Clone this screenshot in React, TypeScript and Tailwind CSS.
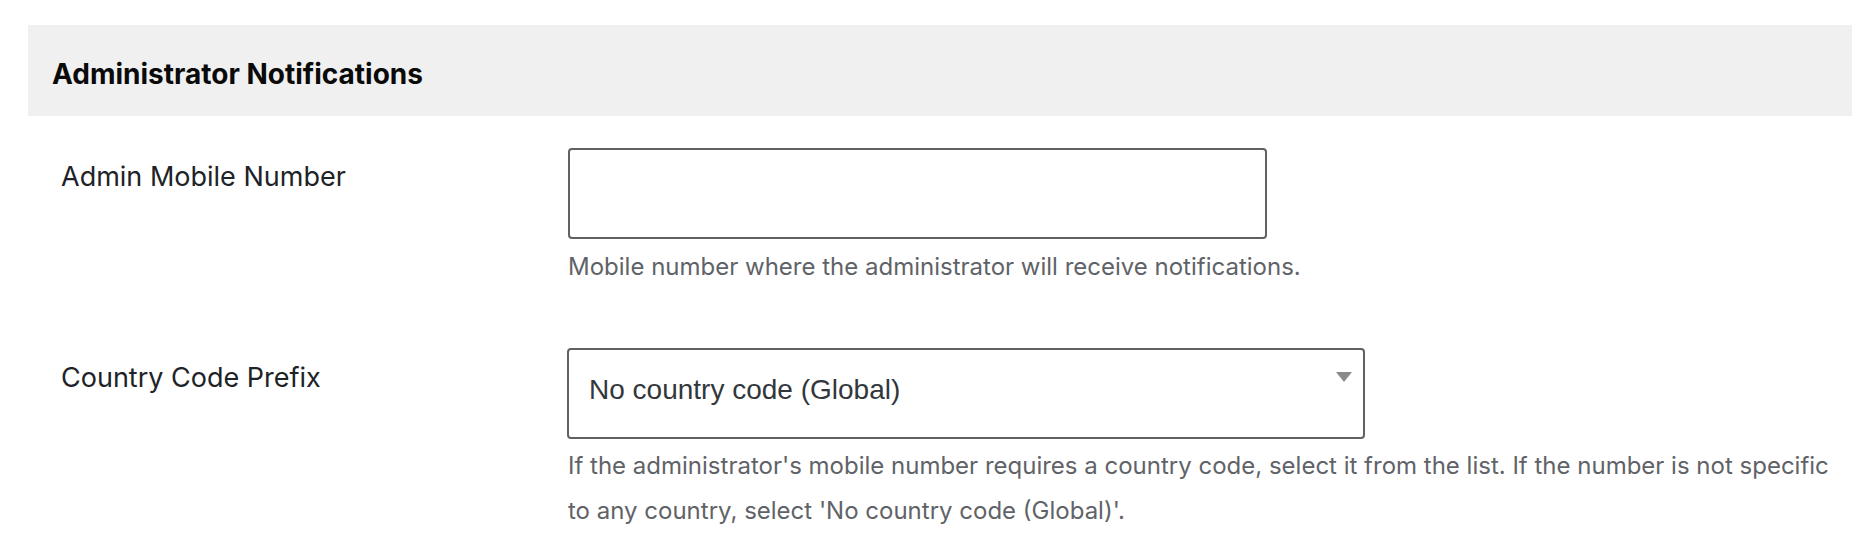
import React from "react";

export default function App() {
  return (
    <div
      className="min-h-screen bg-white pt-[25px] pl-[28px]"
      style={{ fontFamily: "Inter, 'Noto Sans', sans-serif" }}
    >
      <div className="w-[1824px]">
        <div className="flex h-[91px] items-center bg-[#f0f0f0] pl-[24px]">
          <h2 className="pt-[6px] text-[28px] font-bold leading-none text-[#0a0a0a]">
            Administrator Notifications
          </h2>
        </div>

        <div className="mt-[32px] grid grid-cols-[540px_1fr] pr-[20px]">
          <label
            htmlFor="admin-mobile"
            className="mt-[11px] pl-[33px] text-[27px] leading-[36px] text-[#1d2327]"
          >
            Admin Mobile Number
          </label>
          <div>
            <input
              id="admin-mobile"
              type="text"
              className="block h-[91px] w-[699px] rounded-[4px] border-2 border-[#616161] bg-white px-[16px] text-[27px] outline-none"
            />
            <p className="mt-[5px] text-[24px] leading-[45px] text-[#5f6368]">
              Mobile number where the administrator will receive notifications.
            </p>
          </div>
        </div>

        <div className="mt-[59px] grid grid-cols-[540px_1fr] pr-[20px]">
          <label className="mt-[12px] pl-[33px] text-[27px] leading-[36px] text-[#1d2327]">
            Country Code Prefix
          </label>
          <div>
            <div className="-ml-px flex h-[91px] w-[798px] items-start justify-between rounded-[4px] border-2 border-[#616161] bg-white pl-[20px] pr-[11px]">
              <span
                className="mt-[20px] text-[28px] leading-[40px] text-[#32373c]"
                style={{ fontFamily: "'Liberation Sans', Arial, sans-serif" }}
              >
                No country code (Global)
              </span>
              <svg
                className="mt-[22px]"
                width="16"
                height="10"
                viewBox="0 0 16 10"
                aria-hidden="true"
              >
                <path d="M0 0 L16 0 L8 10 Z" fill="#8a8a8a" />
              </svg>
            </div>
            <p className="mt-[4px] text-[24px] leading-[45px] text-[#5f6368]">
              If the administrator's mobile number requires a country code, select it
              from the list. If the number is not specific to any country, select 'No
              country code (Global)'.
            </p>
          </div>
        </div>
      </div>
    </div>
  );
}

Objective:
Look above for lines with the word "React" and copy them all.

Completed task:
Clone this screenshot in React, TypeScript and Tailwind CSS.
import React from "react";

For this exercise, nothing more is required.